_WHAT THE TASK ASKS_.
Go through the lines below and copy each one that holds the string "index".

_SOURCE EXCERPT_.
┄┄┄┄┄┄┄┄┄┄┄┄┄┄┄┄┄┄┄┄
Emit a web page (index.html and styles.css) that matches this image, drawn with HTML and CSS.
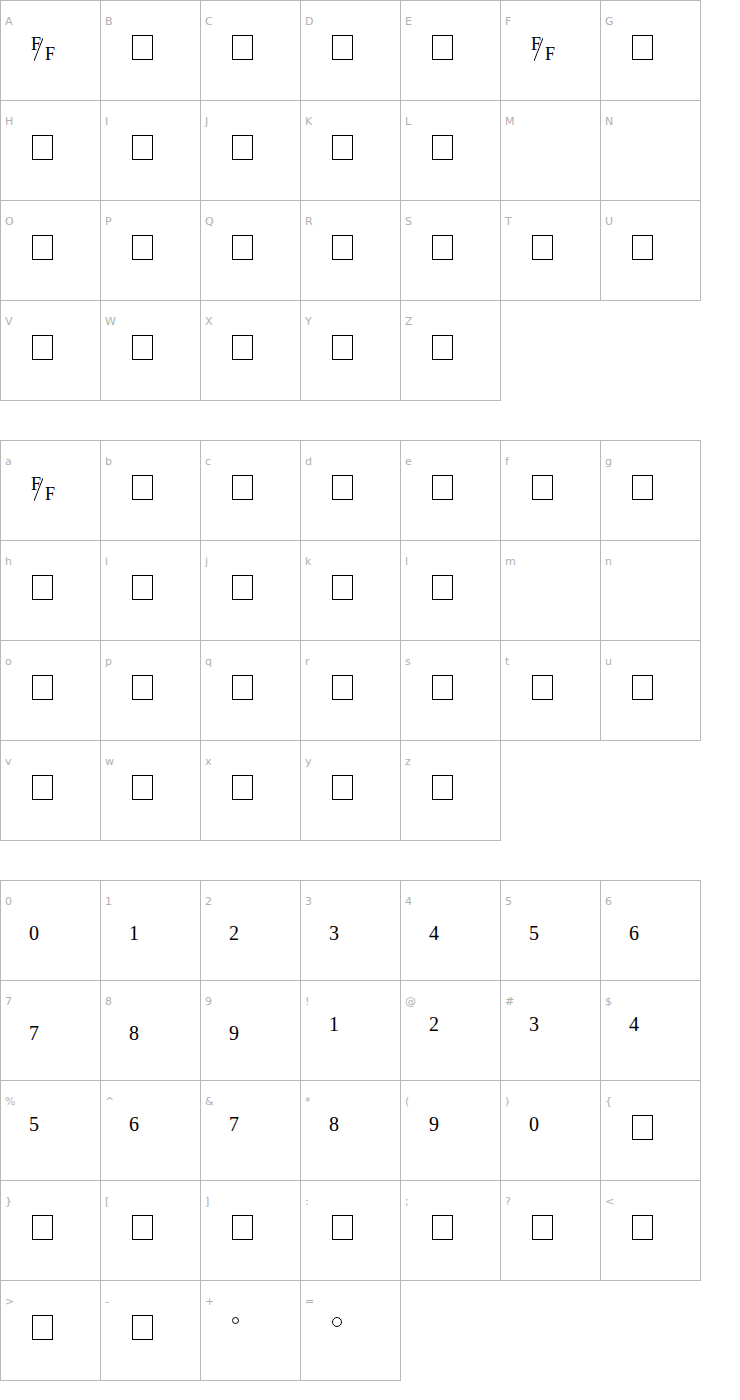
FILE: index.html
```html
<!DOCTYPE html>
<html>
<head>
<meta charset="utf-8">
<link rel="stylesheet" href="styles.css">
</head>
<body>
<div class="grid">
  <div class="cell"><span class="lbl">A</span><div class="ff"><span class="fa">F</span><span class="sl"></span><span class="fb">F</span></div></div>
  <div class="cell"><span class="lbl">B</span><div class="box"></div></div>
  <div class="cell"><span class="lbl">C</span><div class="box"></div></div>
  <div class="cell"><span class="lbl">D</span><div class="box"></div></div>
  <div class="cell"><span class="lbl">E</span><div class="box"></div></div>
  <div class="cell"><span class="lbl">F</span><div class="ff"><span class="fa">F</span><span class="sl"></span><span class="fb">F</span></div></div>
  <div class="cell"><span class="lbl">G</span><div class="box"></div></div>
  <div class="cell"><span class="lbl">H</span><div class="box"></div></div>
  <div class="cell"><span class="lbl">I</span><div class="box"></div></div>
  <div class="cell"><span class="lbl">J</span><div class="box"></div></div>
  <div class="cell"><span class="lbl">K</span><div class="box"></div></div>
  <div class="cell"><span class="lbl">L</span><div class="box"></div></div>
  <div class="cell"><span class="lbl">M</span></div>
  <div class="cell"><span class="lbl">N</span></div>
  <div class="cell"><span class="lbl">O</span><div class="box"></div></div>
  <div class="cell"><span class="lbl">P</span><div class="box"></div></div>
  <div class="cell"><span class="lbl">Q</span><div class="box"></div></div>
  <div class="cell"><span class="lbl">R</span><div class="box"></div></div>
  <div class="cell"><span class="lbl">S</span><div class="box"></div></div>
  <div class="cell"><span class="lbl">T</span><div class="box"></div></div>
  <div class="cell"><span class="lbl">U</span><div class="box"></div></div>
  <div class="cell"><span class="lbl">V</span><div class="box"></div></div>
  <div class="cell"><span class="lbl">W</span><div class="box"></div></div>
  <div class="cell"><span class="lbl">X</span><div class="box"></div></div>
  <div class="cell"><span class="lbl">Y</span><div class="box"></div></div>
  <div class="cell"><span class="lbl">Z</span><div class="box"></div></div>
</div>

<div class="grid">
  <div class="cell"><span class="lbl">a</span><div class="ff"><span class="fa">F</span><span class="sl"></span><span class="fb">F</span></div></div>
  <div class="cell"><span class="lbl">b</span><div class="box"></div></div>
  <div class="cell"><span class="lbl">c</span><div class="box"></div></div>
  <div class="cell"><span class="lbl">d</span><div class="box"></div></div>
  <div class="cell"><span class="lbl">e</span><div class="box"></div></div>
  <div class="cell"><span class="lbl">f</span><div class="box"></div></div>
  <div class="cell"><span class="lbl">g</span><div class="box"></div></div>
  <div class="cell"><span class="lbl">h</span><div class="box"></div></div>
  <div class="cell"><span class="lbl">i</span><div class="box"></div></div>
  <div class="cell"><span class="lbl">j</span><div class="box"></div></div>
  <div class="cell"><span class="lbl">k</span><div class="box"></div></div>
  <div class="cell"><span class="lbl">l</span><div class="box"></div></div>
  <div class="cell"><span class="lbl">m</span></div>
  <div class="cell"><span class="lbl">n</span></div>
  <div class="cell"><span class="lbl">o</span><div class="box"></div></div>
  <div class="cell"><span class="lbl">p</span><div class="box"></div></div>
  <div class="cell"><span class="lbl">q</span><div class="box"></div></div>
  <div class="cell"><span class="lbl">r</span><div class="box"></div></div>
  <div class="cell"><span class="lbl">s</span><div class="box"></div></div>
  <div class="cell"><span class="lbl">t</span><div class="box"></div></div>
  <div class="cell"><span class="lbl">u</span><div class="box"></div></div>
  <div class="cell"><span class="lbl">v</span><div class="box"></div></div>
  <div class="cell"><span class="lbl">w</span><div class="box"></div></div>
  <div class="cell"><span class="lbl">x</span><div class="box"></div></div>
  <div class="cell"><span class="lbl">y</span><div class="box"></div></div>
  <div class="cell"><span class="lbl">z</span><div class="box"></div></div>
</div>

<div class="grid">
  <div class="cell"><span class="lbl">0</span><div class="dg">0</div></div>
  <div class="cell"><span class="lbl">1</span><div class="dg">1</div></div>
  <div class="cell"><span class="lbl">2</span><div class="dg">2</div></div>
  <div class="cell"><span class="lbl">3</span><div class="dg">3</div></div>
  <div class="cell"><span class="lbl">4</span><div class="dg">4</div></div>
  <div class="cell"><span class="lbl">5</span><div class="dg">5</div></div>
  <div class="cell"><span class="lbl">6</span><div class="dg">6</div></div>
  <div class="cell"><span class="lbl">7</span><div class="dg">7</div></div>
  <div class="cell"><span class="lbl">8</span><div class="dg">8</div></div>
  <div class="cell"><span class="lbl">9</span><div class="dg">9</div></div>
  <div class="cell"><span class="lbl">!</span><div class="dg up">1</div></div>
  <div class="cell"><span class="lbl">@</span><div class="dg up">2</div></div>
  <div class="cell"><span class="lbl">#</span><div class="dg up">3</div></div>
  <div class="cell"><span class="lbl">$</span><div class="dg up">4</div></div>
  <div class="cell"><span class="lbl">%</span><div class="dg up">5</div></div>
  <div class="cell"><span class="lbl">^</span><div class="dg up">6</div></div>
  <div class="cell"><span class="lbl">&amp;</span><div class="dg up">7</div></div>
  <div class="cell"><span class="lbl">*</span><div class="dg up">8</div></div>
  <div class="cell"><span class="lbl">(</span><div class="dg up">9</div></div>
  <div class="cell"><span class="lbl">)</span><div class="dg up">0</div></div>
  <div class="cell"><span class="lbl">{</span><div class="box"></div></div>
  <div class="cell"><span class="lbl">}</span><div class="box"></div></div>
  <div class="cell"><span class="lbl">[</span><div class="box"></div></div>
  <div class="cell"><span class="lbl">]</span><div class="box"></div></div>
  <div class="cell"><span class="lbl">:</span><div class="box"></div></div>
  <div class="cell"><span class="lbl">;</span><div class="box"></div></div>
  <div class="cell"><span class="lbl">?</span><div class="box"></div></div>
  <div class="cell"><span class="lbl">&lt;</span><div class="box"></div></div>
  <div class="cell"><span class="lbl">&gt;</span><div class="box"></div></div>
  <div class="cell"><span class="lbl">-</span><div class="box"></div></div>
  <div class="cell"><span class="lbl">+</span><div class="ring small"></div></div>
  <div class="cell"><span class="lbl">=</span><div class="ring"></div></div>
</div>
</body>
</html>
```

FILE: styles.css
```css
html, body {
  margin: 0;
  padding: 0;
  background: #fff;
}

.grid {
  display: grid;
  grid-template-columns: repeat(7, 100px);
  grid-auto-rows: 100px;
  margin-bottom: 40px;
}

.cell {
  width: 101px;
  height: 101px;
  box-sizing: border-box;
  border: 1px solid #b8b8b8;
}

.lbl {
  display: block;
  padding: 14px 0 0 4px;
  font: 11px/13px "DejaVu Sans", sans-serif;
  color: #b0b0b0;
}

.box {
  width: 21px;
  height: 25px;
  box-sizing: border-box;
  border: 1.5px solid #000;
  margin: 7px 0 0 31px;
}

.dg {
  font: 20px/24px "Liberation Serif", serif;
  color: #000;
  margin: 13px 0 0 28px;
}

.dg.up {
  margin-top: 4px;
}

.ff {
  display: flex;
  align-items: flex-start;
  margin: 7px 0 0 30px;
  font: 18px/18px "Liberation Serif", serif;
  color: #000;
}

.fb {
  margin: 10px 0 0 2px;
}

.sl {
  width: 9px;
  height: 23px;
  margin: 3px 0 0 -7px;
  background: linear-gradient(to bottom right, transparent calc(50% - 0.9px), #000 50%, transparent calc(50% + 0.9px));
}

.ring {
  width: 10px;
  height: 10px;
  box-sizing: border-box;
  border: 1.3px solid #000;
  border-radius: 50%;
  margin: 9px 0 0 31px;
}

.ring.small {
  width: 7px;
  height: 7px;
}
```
┄┄┄┄┄┄┄┄┄┄┄┄┄┄┄┄┄┄┄┄
_RESULT OF THE TASK_.
Emit a web page (index.html and styles.css) that matches this image, drawn with HTML and CSS.
FILE: index.html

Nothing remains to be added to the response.